The Gangster’s Gita is a similarly deglamorised, pared-down story about a hitman who knows he is doomed, but is stoical about it – and more willing and able to confront the situation, to talk openly about it and to live in the moment, than his to-be assassins are. To the extent that Sreedhar is disoriented by Sona’s behaviour: “I began to get slightly irritated. I could not figure out if it was because he was talking like a philosopher or because I was helpless even as he was talking about us killing him in cold blood.”
Sona tells Sreedhar stories – fragments of stories – from his life, leaving some things unsaid or partly said. He philosophises, expresses regret about some of his actions, and in the end, makes a request. And Sreedhar himself, in turn, reflects (though mainly to himself) about encounters with destiny and how different types of people (or different types of cats!) deal with it: do you try to escape the inevitable, or calmly walk into its embrace?
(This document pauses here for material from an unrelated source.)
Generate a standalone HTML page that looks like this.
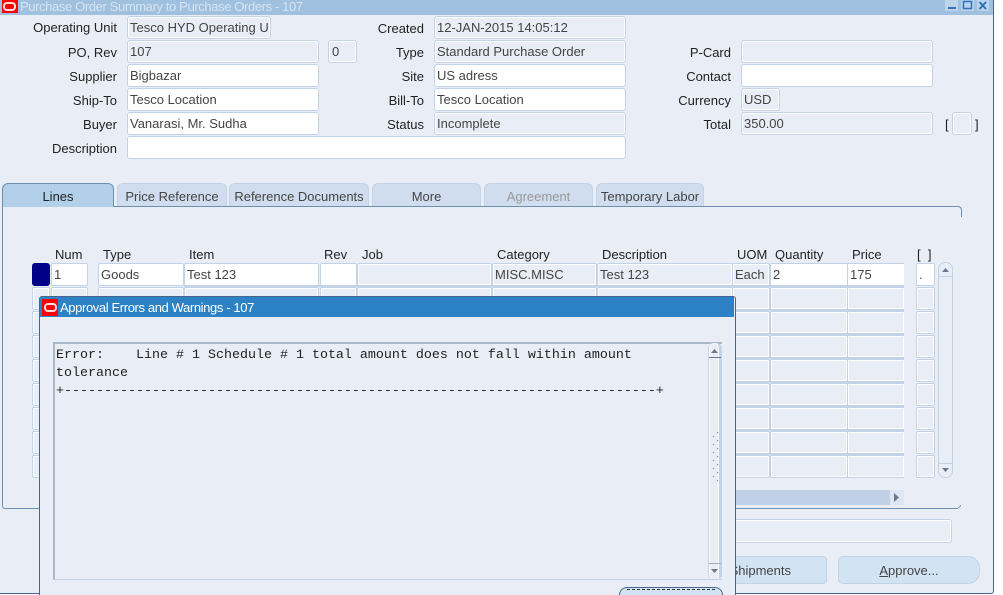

Attempting to find some clarity about the situation, he recalls Albert Camus’s existential work The Outsider, as well as the automaton-like mindset of Nazi soldiers who had been given orders to carry out unthinkable crimes. His own feelings shift from shame to contempt to scepticism, sometimes all at the same time. And all of it leads up to an ending that has a quiet, lingering sense of mystery and wonder. While this is an unusual underworld story, it is also in an important sense an inner-world story about two people – assassin and victim, or student and master? – briefly orbiting each other.